Os problemas de músicos de jazz com as drogas foram tratados um pouco de relance no filme, através da figura do guitarrista Michel "Gypsy" Devigne, interpretado pelo ator e cantor ítalo-francês Serge Reggiani.


Pior: a consciência racial do personagem de Poitier, que era ponto forte do livro, ficou minimizada no filme em benefício de mais destaque para o músico branco e o par de namorados brancos.

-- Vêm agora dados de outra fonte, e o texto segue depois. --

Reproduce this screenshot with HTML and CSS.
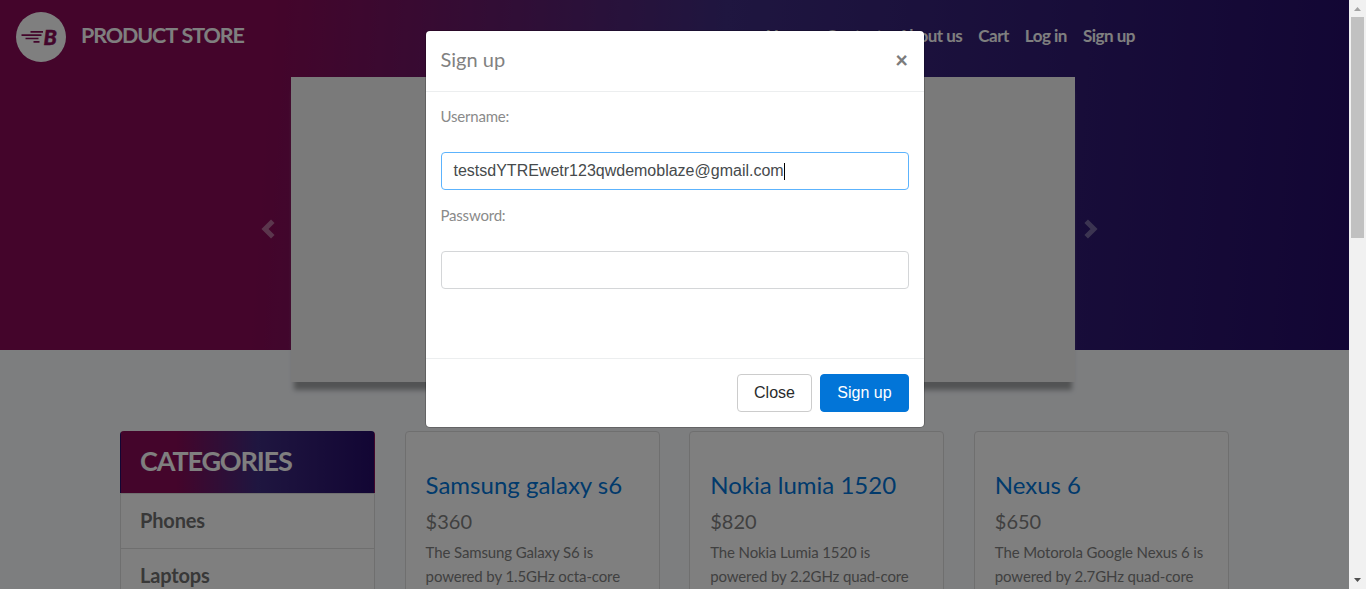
FILE: index.html
```
<!DOCTYPE html>
<html lang="en">
<head>
<meta charset="utf-8">
<title>STORE</title>
<link rel="stylesheet" href="styles.css">
</head>
<body>
<div class="window">
  <div class="page">
    <header class="hero">
      <nav class="navbar">
        <a class="brand">
          <svg class="logo" viewBox="0 0 50 50" width="50" height="50">
            <circle cx="25" cy="25" r="25" fill="#fff"/>
            <path d="M14.500 19.800h12.500M5.500 23.200h20M9.500 26.500h13M17.500 29.800h6" stroke="#870a56" stroke-width="1.700" fill="none"/>
            <text class="logo-letter" x="27.500" y="32.500">B</text>
          </svg>
          <span class="brand-name">PRODUCT STORE</span>
        </a>
        <ul class="nav-links">
          <li>Home</li><li>Contact</li><li>About us</li><li>Cart</li><li>Log in</li><li>Sign up</li>
        </ul>
      </nav>
      <div class="carousel">
        <svg class="arrow" viewBox="0 0 14 20" width="14" height="20"><path d="M11.800 2.200L4 10l7.800 7.800" /></svg>
        <div class="slide"></div>
        <svg class="arrow next" viewBox="0 0 14 20" width="14" height="20"><path d="M2.200 2.200L10 10l-7.800 7.800" /></svg>
      </div>
    </header>
    <main class="content">
      <aside class="categories">
        <h4 class="cat-title">CATEGORIES</h4>
        <a class="cat">Phones</a>
        <a class="cat">Laptops</a>
      </aside>
      <article class="card"><h4 class="name">Samsung galaxy s6</h4><h5 class="price">$360</h5><p class="desc">The Samsung Galaxy S6 is<br>powered by 1.5GHz octa-core</p></article>
      <article class="card"><h4 class="name">Nokia lumia 1520</h4><h5 class="price">$820</h5><p class="desc">The Nokia Lumia 1520 is<br>powered by 2.2GHz quad-core</p></article>
      <article class="card"><h4 class="name">Nexus 6</h4><h5 class="price">$650</h5><p class="desc">The Motorola Google Nexus 6 is<br>powered by 2.7GHz quad-core</p></article>
    </main>
    <div class="backdrop">
      <section class="modal">
        <div class="modal-head"><h5 class="modal-title">Sign up</h5><span class="close">×</span></div>
        <div class="modal-body">
          <div class="label">Username:</div>
          <div class="field focused">testsdYTREwetr123qwdemoblaze@gmail.com<span class="caret"></span></div>
          <div class="label">Password:</div>
          <div class="field"></div>
        </div>
        <div class="modal-foot"><button class="btn">Close</button><button class="btn primary">Sign up</button></div>
      </section>
    </div>
  </div>
  <div class="scrollbar">
    <svg class="tick" viewBox="0 0 7 4" width="7" height="4"><path d="M0 4L3.500 0L7 4z" fill="#a3a3a3"/></svg>
    <div class="thumb"></div>
    <svg class="tick" viewBox="0 0 7 4" width="7" height="4"><path d="M0 0L3.500 4L7 0z" fill="#505050"/></svg>
  </div>
</div>
</body>
</html>
```
FILE: styles.css
```
* { box-sizing: border-box; margin: 0; padding: 0; }
body { font-family: Lato, "Liberation Sans", sans-serif; letter-spacing: -0.12px; color: #818181; }
.window { display: flex; width: 1366px; height: 589px; overflow: hidden; }
.page { position: relative; width: 1349px; height: 589px; overflow: hidden; background: #fafcff; }
.hero { height: 350px; background: linear-gradient(94deg, #880a56 0%, #880a56 20%, #3e2c80 53%, #250c68 100%); }
.navbar { display: flex; justify-content: space-between; height: 77px; padding: 12px 206px 0 16px; }
.brand { display: flex; gap: 15px; }
.logo-letter { font: italic 900 21.5px Lato, sans-serif; letter-spacing: 0; fill: #870a56; stroke: #870a56; stroke-width: .5px; }
.brand-name { padding-top: 9px; font-size: 21.500px; line-height: 28px; font-weight: 700; letter-spacing: -1.1px; word-spacing: 1px; color: #fff; }
.nav-links { display: flex; list-style: none; padding-top: 11px; font-size: 17px; line-height: 25px; font-weight: 700; letter-spacing: -0.5px; color: #fff; }
.nav-links li { padding: 0 8px; }
.carousel { display: flex; align-items: center; padding-left: 261px; height: 305px; }
.slide { width: 784px; height: 305px; margin: 0 9px 0 16px; background: #f4f4f4; box-shadow: 0 11px 5px -3px #a4a6a8; }
.arrow { margin-bottom: 2px; fill: none; stroke: #fff; stroke-opacity: .4; stroke-width: 5; }
.next { stroke-opacity: .35; }
.content { display: grid; grid-template-columns: repeat(4, 255px); gap: 29.600px; margin: 81px 0 0 120px; }
.categories { border: 1px solid #dfdfdf; border-radius: 4px; background: #fff; height: 200px; }
.cat-title { margin: -1px -1px 0; height: 62px; padding: 0 19px; border: 0 solid transparent; border-width: 0 1px; border-radius: 4px 4px 0 0; font-size: 27px; line-height: 60px; font-weight: 700; letter-spacing: -1.15px; color: #fff; background: linear-gradient(to right, #880a56 22%, #3e2c80 54%, #250c68 100%); }
.cat { display: block; height: 55px; padding: 0 19px; border-top: 1px solid #dfdfdf; font-size: 20px; line-height: 52px; font-weight: 700; letter-spacing: -.15px; color: #707070; }
.card { height: 300px; padding: 37px 20px 0; border: 1px solid #dfdfdf; border-radius: 4px; background: #fff; }
.name { font-size: 24px; line-height: 32px; font-weight: 400; letter-spacing: 0; color: #0275d8; }
.price { margin-top: 7px; font-size: 20px; line-height: 27px; font-weight: 400; letter-spacing: 0; }
.desc { margin-top: 5px; font-size: 15px; line-height: 24px; white-space: nowrap; }
.backdrop { position: absolute; inset: 0; background: rgba(0,0,0,.5); }
.modal { width: 498px; height: 396px; margin: 31px 0 0 426px; background: #fff; border-radius: 4px; box-shadow: 0 0 0 1px rgba(0,0,0,.2); }
.modal-head { display: flex; justify-content: space-between; height: 61px; padding: 13px 16px 0 14.500px; border-bottom: 1px solid #eceeef; }
.modal-title { font-size: 20px; line-height: 30px; font-weight: 400; letter-spacing: 0; }
.close { font-size: 22px; line-height: 32px; font-weight: 900; color: #7c7c7c; }
.modal-body { height: 266px; padding: 12px 15px; }
.label { height: 48px; margin-left: -.5px; font-size: 15px; line-height: 24px; letter-spacing: -.2px; color: #8a8a8a; }
.field { display: flex; align-items: center; height: 38px; margin-bottom: 13px; padding-left: 11.500px; border: 1px solid #d4d6d8; border-radius: 4px; font: 16px "Liberation Sans", sans-serif; letter-spacing: 0; color: #464a4c; }
.focused { border-color: #5cb3fd; }
.caret { width: 1px; height: 17px; background: #000; }
.modal-foot { display: flex; justify-content: flex-end; gap: 8px; height: 69px; padding: 15px; border-top: 1px solid #eceeef; }
.btn { width: 75px; height: 38px; border: 1px solid #ccc; border-radius: 4px; background: #fff; font: 16px "Liberation Sans", sans-serif; color: #292b2c; }
.primary { width: 89px; border-color: #0275d8; background: #0275d8; color: #fff; }
.scrollbar { display: flex; flex-direction: column; align-items: center; width: 17px; height: 589px; padding: 7px 0; background: #f1f1f1; }
.thumb { width: 13px; height: 221px; margin: 6px 0 auto; background: #c1c1c1; }
```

A participação de Louis Armstrong, que toca trompete em “Battle Royal” e “Wild Man Moore”, e sua interação com os atores chancelam o jazz do filme. A trilha sonora de Ellington (que é boa) também, mesclando composições novas com a reciclagem de standards como “Take the ‘A’ Train” e “Mood Indigo”.


Porém, houve quem criticasse a trilha, especialmente o LP, pelo excesso de músicos nas gravações em maio de 1961 em Nova York. Nem todos os participantes eram da orquestra fixa de Duke, apesar da presença de homens de confiança dele, como o trompetista Cat Anderson, o trombonista Juan Tizol e os saxofonistas Johnny Hodges e Paul Gonsalves.


Só que houve vários participantes que, na visão de alguns críticos, descaracterizaram o típico som ellingtoniano. Por exemplo, um excesso de bateristas — incluindo Philly Joe Jones e Max Roach — que não conseguem dar o swing que apenas Sam Woodyard (da banda de Duke, mas ausente das sessões) conseguiria realizar sem esforço.


A aura de doce fracasso de Paris Blues acabou rendendo ao filme um certo status de cult. Não daqueles que, de tão cultuados, praticamente viram mainstream. É um filme cult discreto, para interessados em jazz e em Paris.


Não é difícil encontrar no YouTube uma versão completa de Paris Blues para sustentar esse culto. E para que se possa comprovar com os próprios olhos e ouvidos se filme e trilha foram subestimados na época do lançamento.